Buying SPX Puts In Anticipation of a Market Decline
- An investor who is very bearish on the Standard & Poor’s 500 Index and wants to profit from a decline in its level
- An investor who wants diversify a portfolio with downside exposure of the S&P 500, but may not be willing (or able) to commit the large amount of cash (margin) required for a short position in shares of multiple component issues (or the unlimited upside risk)
- An investor who would like to take advantage of the leverage that options can provide, and with a limited dollar risk
Buying an SPX put is one of the simplest and most popular bearish strategies used by investors employing SPX index options. It allows an investor the opportunity to profit from a downward move in the level of the SPX, while committing less capital compared to the potentially significant margin requirements needed for a short sale of numerous component issues. In addition, a long put holder is not subject to either the unlimited upside risk or margin calls with increasing SPX levels as an investor with short stock positions would be.
Buying an SPX index put gives the owner the right, but not the obligation, to sell the value of the underlying index at the stated exercise (strike) price upon exercise. If the contract is exercised, the put owner will receive its cash settlement amount: the difference between the put’s strike price and the SPX exercise settlement value, times the $100 contract multiplier. Although European-style SPX index options may generally be exercised only on the last business day before expiration, the day on which the SPX exercise settlement value is reported, any long SPX option (call or put) may be sold in the marketplace on or before its last trading day if it has market value.
This is a bearish strategy because the value of the put tends to increase as the level of the SPX index declines, and this gain in option value will increasingly reflect a decline in the level of the SPX when its level moves below the option’s strike price.

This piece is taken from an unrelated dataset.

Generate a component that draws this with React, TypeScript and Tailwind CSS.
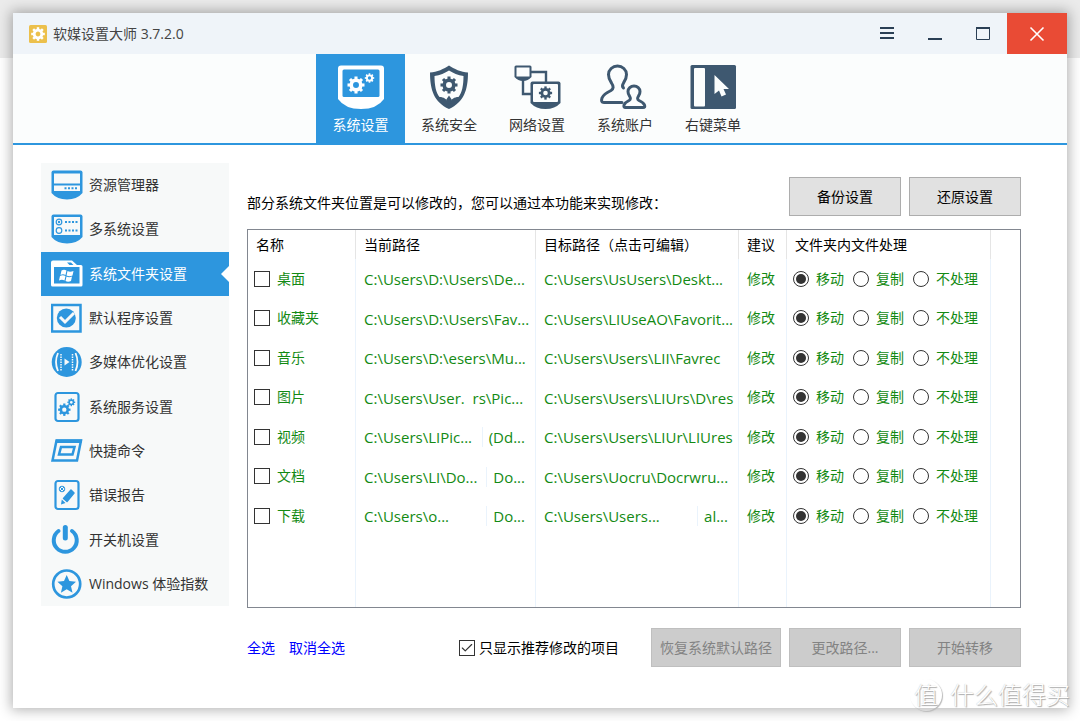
import { useState } from "react"
import type { ReactNode } from "react"
import { Check } from "lucide-react"

const BLUE = "#2d96de"
const NAVY = "#3e5870"

interface GearProps {
  x: number
  y: number
  r: number
  color: string
}

function Gear({ x, y, r, color }: GearProps) {
  return (
    <g transform={`translate(${x} ${y})`}>
      <circle r={r * 0.56} fill="none" stroke={color} strokeWidth={r * 0.42} />
      {[0, 45, 90, 135, 180, 225, 270, 315].map((a) => (
        <rect key={a} x={-r * 0.18} y={-r} width={r * 0.36} height={r * 0.35} fill={color} transform={`rotate(${a})`} />
      ))}
    </g>
  )
}

const tabs: { name: string; icon: ReactNode }[] = [
  {
    name: "系统设置",
    icon: (
      <>
        <path d="M4 .5H44Q47 .5 47 3.5V34Q40 44 24 44Q8 44 1 34V3.5Q1 .5 4 .5Z" fill="#fff" />
        <rect x="5.5" y="4.5" width="37" height="27.5" rx="1.5" fill={BLUE} />
        <Gear x={19} y={20} r={8.5} color="#fff" />
        <Gear x={32.5} y={13} r={4.7} color="#fff" />
      </>
    ),
  },
  {
    name: "系统安全",
    icon: (
      <>
        <path d="M24 .5C19 4 12 7 5 7.5C5 25 9 37 24 44C39 37 43 25 43 7.5C36 7 29 4 24 .5Z" fill={NAVY} />
        <path d="M24 5.5C20 8 15 10.5 9.5 11C9.5 20 11 28 14.5 32C19 32 21 34 24 38C27 34 29 32 33.5 32C37 28 38.5 20 38.5 11C33 10.5 28 8 24 5.5Z" fill="#fbfdfd" />
        <path d="M24 30.5L27 35L24 40L21 35Z" fill={NAVY} />
        <Gear x={24} y={20} r={8.5} color={NAVY} />
      </>
    ),
  },
  {
    name: "网络设置",
    icon: (
      <>
        <path d="M18 7H33V18M10 15V29H18" fill="none" stroke={NAVY} strokeWidth="2.4" />
        <path d="M3 .5H17Q18.500 .5 18.500 2V12Q15 16 10 16Q5 16 1.500 12V2Q1.500 .5 3 .5Z" fill={NAVY} />
        <rect x="3.500" y="2.500" width="13" height="9" fill="#fbfdfd" />
        <path d="M19.500 16.500H45.500Q47.500 16.500 47.500 18.500V38Q42 44 32.500 44Q23 44 17.500 38V18.500Q17.500 16.500 19.500 16.500Z" fill={NAVY} />
        <rect x="20" y="19" width="25" height="18" rx="1" fill="#fbfdfd" />
        <Gear x={32.5} y={28} r={6.6} color={NAVY} />
      </>
    ),
  },
  {
    name: "系统账户",
    icon: (
      <g fill="none" stroke={NAVY} strokeWidth="3" strokeLinecap="round" strokeLinejoin="round">
        <path d="M21 37.500H3Q-.5 37.500 1 33Q2.500 29 10 25.500Q14 23 10.500 18Q7.500 14 7.500 9.500A9 8.500 0 0 1 25.500 9.500Q25.500 14 22.500 18Q20.500 21 22.500 23" />
        <path d="M24.500 42.500H42Q44.500 42.500 43.500 40Q42.500 37.500 38 35.500Q35.500 34 37.500 31Q39 29 39 26.500A6 5.500 0 0 0 27 26.500Q27 29 28.500 31Q30.500 34 28 35.500Q24 37.500 23 40Q22.500 42.500 24.500 42.500Z" />
      </g>
    ),
  },
  {
    name: "右键菜单",
    icon: (
      <>
        <rect x="1.500" y="0" width="45.500" height="44" rx="1.500" fill={NAVY} />
        <rect x="5" y="3" width="11" height="38.500" rx="1" fill="#fbfdfd" />
        <path d="M25.500 10V29L30 25.500L32.500 31.500L37 29.500L34.500 24H40Z" fill="#fbfdfd" />
      </>
    ),
  },
]

const menu: { name: string; icon: ReactNode }[] = [
  {
    name: "资源管理器",
    icon: (
      <>
        <path d="M2.500 1.500H29.500Q31.500 1.500 31.500 3.500V24Q26 30.500 16 30.500Q6 30.500 .5 24V3.500Q.5 1.500 2.500 1.500Z" fill={BLUE} />
        <path d="M3 4.500H29V14.500H3ZM3 16.500H29V22H3Z" fill="#f7f9f9" />
        <path d="M13.500 19.300H27" stroke={BLUE} strokeWidth="2" strokeDasharray="2 1.500" />
      </>
    ),
  },
  {
    name: "多系统设置",
    icon: (
      <>
        <path d="M2.500 1.500H29.500Q31.500 1.500 31.500 3.500V24Q26 30.500 16 30.500Q6 30.500 .5 24V3.500Q.5 1.500 2.500 1.500Z" fill={BLUE} />
        <rect x="3" y="4" width="26" height="18" fill="#f7f9f9" />
        <circle cx="8" cy="9" r="2.800" fill="none" stroke={BLUE} strokeWidth="1.200" />
        <circle cx="8" cy="9" r="1.200" fill={BLUE} />
        <circle cx="8" cy="17.500" r="2.800" fill="none" stroke={BLUE} strokeWidth="1.200" />
        <path d="M14 9H27.500M14 17.500H27.500" stroke={BLUE} strokeWidth="2" strokeDasharray="2 1.500" />
      </>
    ),
  },
  {
    name: "系统文件夹设置",
    icon: (
      <>
        <path d="M2 2.500H21L26 7H30Q31.500 7 31.500 8.500V27Q31.500 28.500 30 28.500H1.500Q0 28.500 0 27V4.500Q0 2.500 2 2.500Z" fill="#fff" />
        <path d="M16 4.500H20L22.500 7H18.500ZM3 9H28.500V25.500H3Z" fill={BLUE} />
        <path d="M10.500 12.500Q13 11 15.500 12.500L14.500 17Q12 15.500 9.500 17ZM16.500 13Q19 14.500 22.500 13L21.500 17.500Q18.500 19 15.500 17.500ZM9 18Q11.500 16.500 14.500 18L13.500 22.500Q11 21 8 22.500ZM15.500 18.500Q18 20 21 18.500L20 23Q17 24.500 14.500 23Z" fill="#fff" />
      </>
    ),
  },
  {
    name: "默认程序设置",
    icon: (
      <>
        <rect x="1" y="3" width="28.500" height="26.500" fill="none" stroke={BLUE} strokeWidth="2.500" />
        <circle cx="15.300" cy="16" r="9.500" fill={BLUE} />
        <path d="M9 15L14 20L23 11" fill="none" stroke="#f7f9f9" strokeWidth="3" />
      </>
    ),
  },
  {
    name: "多媒体优化设置",
    icon: (
      <>
        <circle cx="15.700" cy="16" r="15" fill={BLUE} />
        <path d="M7 7Q3 16 7 25M24.500 7Q28.500 16 24.500 25" fill="none" stroke="#f7f9f9" strokeWidth="1.800" />
        <path d="M10 8V25M21.500 8V25" stroke="#f7f9f9" strokeWidth="1.500" strokeDasharray="1.500 1" />
        <path d="M13.500 12.500V19.500L18.500 16Z" fill="#f7f9f9" />
      </>
    ),
  },
  {
    name: "系统服务设置",
    icon: (
      <>
        <rect x="4.500" y="2" width="23" height="28" rx="2.500" fill="none" stroke={BLUE} strokeWidth="2.200" />
        <Gear x={13.3} y={18.7} r={6.2} color={BLUE} />
        <Gear x={20.3} y={11.3} r={3.9} color={BLUE} />
      </>
    ),
  },
  {
    name: "快捷命令",
    icon: (
      <>
        <path d="M5.500 5.500H30L26 25.500H1.500Z" fill="none" stroke={BLUE} strokeWidth="2.500" />
        <path d="M10 12H23.500L21.500 19.500H8Z" fill="none" stroke={BLUE} strokeWidth="2.500" />
        <path d="M5 4.500H31L30.500 8H4.500Z" fill={BLUE} />
      </>
    ),
  },
  {
    name: "错误报告",
    icon: (
      <>
        <rect x="4.500" y="2" width="23" height="28" rx="2.500" fill="none" stroke={BLUE} strokeWidth="2.200" />
        <circle cx="11" cy="10" r="2.800" fill="none" stroke={BLUE} strokeWidth="1" />
        <path d="M9 8L13 12M13 8L9 12" stroke={BLUE} strokeWidth="1" />
        <path d="M20 11L23 14L16 22.500L12.500 19.500Z" fill={BLUE} stroke={BLUE} strokeWidth="1.500" strokeLinejoin="round" />
        <path d="M10.800 20.500L14.500 24L10 25.500Z" fill={BLUE} />
      </>
    ),
  },
  {
    name: "开关机设置",
    icon: (
      <g fill="none" stroke={BLUE} strokeLinecap="round">
        <path d="M7.500 7A11.500 11.500 0 1 0 21 7" strokeWidth="4" />
        <path d="M14.300 3.500V14" strokeWidth="5" />
      </g>
    ),
  },
  {
    name: "Windows 体验指数",
    icon: (
      <>
        <circle cx="15.700" cy="16" r="13.500" fill="none" stroke={BLUE} strokeWidth="2.700" />
        <path d="M15.700 7L18.400 13L25 13.700L20 18.200L21.500 24.700L15.700 21.300L9.900 24.700L11.400 18.200L6.400 13.700L13 13Z" fill={BLUE} />
      </>
    ),
  },
]

interface Folder {
  name: string
  current: string[]
  target: string[]
}

const folders: Folder[] = [
  { name: "桌面", current: ["C:\\Users\\D:\\Users\\De..."], target: ["C:\\Users\\UsUsers\\Deskt..."] },
  { name: "收藏夹", current: ["C:\\Users\\D:\\Users\\Fav..."], target: ["C:\\Users\\LIUseAO\\Favorit..."] },
  { name: "音乐", current: ["C:\\Users\\D:\\esers\\Mu..."], target: ["C:\\Users\\Users\\LII\\Favrec"] },
  { name: "图片", current: ["C:\\Users\\User.  rs\\Pic..."], target: ["C:\\Users\\Users\\LIUrs\\D\\res"] },
  { name: "视频", current: ["C:\\Users\\LIPic...", "(Dd..."], target: ["C:\\Users\\Users\\LIUr\\LIUres"] },
  { name: "文档", current: ["C:\\Users\\LI\\Do...", "Do..."], target: ["C:\\Users\\Uocru\\Docrwru..."] },
  { name: "下载", current: ["C:\\Users\\o...", "Do..."], target: ["C:\\Users\\Users...", "al..."] },
]

const actions = ["移动", "复制", "不处理"]

function PathText({ parts }: { parts: string[] }) {
  return (
    <div className="flex justify-between pt-px pr-[10px] pl-2 text-[15px] whitespace-pre">
      <span>{parts[0]}</span>
      {parts[1] && <span className="border-l border-[#eaf3fc] pl-[6px]">{parts[1]}</span>}
    </div>
  )
}

const checkboxClass = "size-4 shrink-0 appearance-none border border-[#333] bg-white"
const buttonClass = "h-[39px] border border-[#adadad] bg-[#e1e1e1] text-black"
const disabledClass = "h-[39px] border border-[#bfbfbf] bg-[#cccccc] text-[#838383]"
const headClass = "border-r border-[#e5e5e5] pl-2 text-left font-normal"
const cellClass = "border-r border-[#eaf3fc] p-0"

export default function App() {
  const [tab, setTab] = useState("系统设置")
  const [page, setPage] = useState("系统文件夹设置")

  return (
    <div className="relative flex min-h-screen bg-[linear-gradient(#ebebeb_58px,#ffffff_58px)] p-[13px] font-['Open_Sans','Noto_Sans_CJK_SC',sans-serif] text-sm leading-5 text-black">
      <div className="flex min-w-0 flex-1 flex-col bg-white shadow-[0_0_12px_2px_rgba(0,0,0,0.3)]">
        <header className="flex h-[41px] items-center bg-[#eff4f9] text-[#444]">
          <svg className="ml-4 size-[18px]" viewBox="0 0 18 18">
            <rect width="18" height="18" rx="1.500" fill="#ecc04c" />
            <Gear x={9} y={9} r={6.8} color="#fff" />
          </svg>
          <h1 className="ml-[6px] flex-1">软媒设置大师 3.7.2.0</h1>
          <button aria-label="菜单" className="flex h-full w-12 items-center justify-center">
            <svg width="16" height="16" viewBox="0 0 16 16">
              <path d="M1 2H15M1 7H15M1 12H15" stroke="#2a3f55" strokeWidth="2" />
            </svg>
          </button>
          <button aria-label="最小化" className="flex h-full w-12 items-center justify-center">
            <svg width="16" height="16" viewBox="0 0 16 16">
              <path d="M1 13H15" stroke="#2a3f55" strokeWidth="2" />
            </svg>
          </button>
          <button aria-label="最大化" className="flex h-full w-12 items-center justify-center">
            <svg width="16" height="16" viewBox="0 0 16 16">
              <path d="M1.500 1V13.500H14.500V1" fill="none" stroke="#2a3f55" />
              <path d="M1 2H15" stroke="#2a3f55" strokeWidth="2" />
            </svg>
          </button>
          <button aria-label="关闭" className="flex h-full w-[60px] items-center justify-center bg-[#e94b35]">
            <svg width="16" height="16" viewBox="0 0 16 16">
              <path d="M1.500 1.500L14.500 14.500M14.500 1.500L1.500 14.500" stroke="#fff" strokeWidth="1.600" />
            </svg>
          </button>
        </header>

        <nav className="flex justify-center border-b-2 border-[#2d96de] bg-[#fbfdfd] pr-[7px]">
          {tabs.map(({ name, icon }) => (
            <button
              key={name}
              onClick={() => setTab(name)}
              className={`flex h-[89px] flex-col items-center pt-[11px] ${
                tab === name ? "w-[89px] bg-[#2d96de] text-white" : "w-[88px] text-[#333]"
              }`}
            >
              <svg width="48" height="44" viewBox="0 0 48 44" overflow="visible">{icon}</svg>
              <span className="mt-[6px]">{name}</span>
            </button>
          ))}
        </nav>

        <div className="flex flex-1 pt-[18px] pr-[46px] pl-7">
          <aside className="grid h-[443px] w-[188px] shrink-0 auto-rows-fr bg-[#f7f9f9]">
            {menu.map(({ name, icon }) => (
              <button
                key={name}
                onClick={() => setPage(name)}
                className={`relative flex items-center gap-[6px] pl-[10px] whitespace-nowrap ${
                  page === name ? "bg-[#2d96de] text-white" : "text-[#333]"
                }`}
              >
                <svg width="32" height="32" viewBox="0 0 32 32">{icon}</svg>
                <span>{name}</span>
                {page === name && (
                  <svg className="absolute right-0" width="8" height="16" viewBox="0 0 8 16">
                    <path d="M8 0V16L0 8Z" fill="#fff" />
                  </svg>
                )}
              </button>
            ))}
          </aside>

          <main className="ml-[18px] min-w-0 flex-1 pt-[14px]">
            <div className="flex gap-2">
              <p className="flex-1 pt-4">部分系统文件夹位置是可以修改的，您可以通过本功能来实现修改：</p>
              <button className={`${buttonClass} w-28`}>备份设置</button>
              <button className={`${buttonClass} w-28`}>还原设置</button>
            </div>

            <div className="mt-[13px] border border-[#828790]">
              <table className="w-full table-fixed border-separate border-spacing-0">
                <colgroup>
                  <col className="w-[108px]" />
                  <col className="w-[180px]" />
                  <col className="w-[203px]" />
                  <col className="w-12" />
                  <col className="w-[204px]" />
                  <col />
                </colgroup>
                <thead>
                  <tr className="h-[29px]">
                    <th className={headClass}>名称</th>
                    <th className={headClass}>当前路径</th>
                    <th className={headClass}>目标路径（点击可编辑）</th>
                    <th className={headClass}>建议</th>
                    <th className={headClass}>文件夹内文件处理</th>
                    <td />
                  </tr>
                </thead>
                <tbody className="text-[#138a13]">
                  {folders.map(({ name, current, target }) => (
                    <tr key={name} className="odd:h-[39px] even:h-10">
                      <td className={cellClass}>
                        <label className="flex items-center gap-[7px] pl-[6px]">
                          <input type="checkbox" className={checkboxClass} />
                          {name}
                        </label>
                      </td>
                      <td className={cellClass}><PathText parts={current} /></td>
                      <td className={cellClass}><PathText parts={target} /></td>
                      <td className={`${cellClass} pl-2`}>修改</td>
                      <td className={cellClass}>
                        <div className="flex pl-[6px]">
                          {actions.map((action, i) => (
                            <label key={action} className="flex min-w-[60px] items-center gap-[7px]">
                              <input
                                type="radio"
                                name={name}
                                defaultChecked={i === 0}
                                className="grid size-4 shrink-0 appearance-none place-content-center rounded-full border border-[#333] bg-white checked:before:size-[10px] checked:before:rounded-full checked:before:bg-[#333]"
                              />
                              {action}
                            </label>
                          ))}
                        </div>
                      </td>
                      <td />
                    </tr>
                  ))}
                  <tr className="h-[72px]">
                    <td className={cellClass} />
                    <td className={cellClass} />
                    <td className={cellClass} />
                    <td className={cellClass} />
                    <td className={cellClass} />
                    <td />
                  </tr>
                </tbody>
              </table>
            </div>

            <div className="mt-5 flex items-center gap-2">
              <div className="flex flex-1 gap-[14px] text-[#0000ff]">
                <a href="#all">全选</a>
                <a href="#none">取消全选</a>
              </div>
              <label className="mr-6 flex items-center gap-1">
                <span className="relative flex">
                  <input type="checkbox" defaultChecked className={`${checkboxClass} peer`} />
                  <Check className="pointer-events-none absolute inset-0 hidden size-4 p-px text-[#333] peer-checked:block" />
                </span>
                只显示推荐修改的项目
              </label>
              <button disabled className={`${disabledClass} w-[130px]`}>恢复系统默认路径</button>
              <button disabled className={`${disabledClass} w-28`}>更改路径...</button>
              <button disabled className={`${disabledClass} w-28`}>开始转移</button>
            </div>
          </main>
        </div>
      </div>

      <div className="absolute right-[10px] bottom-[10px] flex items-center gap-2 text-2xl leading-8 font-light text-white [text-shadow:1px_1px_1px_#aaa,0_0_1px_#bbb]">
        <span className="flex size-8 items-center justify-center rounded-full shadow-[1px_1px_1px_#bbb]">值</span>
        <span>什么值得买</span>
      </div>
    </div>
  )
}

The profit potential for a long SPX put is significant as the level of the SPX index continues to decline, and is limited only by a potential decrease in that level to no less than zero. The financial risk is limited to the total premium paid for the option, no matter how high the SPX increases. Many investors find this limited risk more attractive than the unlimited upside risk incurred from a short sale of component stocks. In addition, a short seller of shares must pay any dividends distributed to shareholders while the short position is held; a put holder does not. The break-even point is an SPX index level equal to the put’s strike price minus the premium paid for the contract. As with any long option, an increase in volatility has a positive financial effect on the long SPX put strategy while decreasing volatility has a negative effect. Time decay has a negative effect.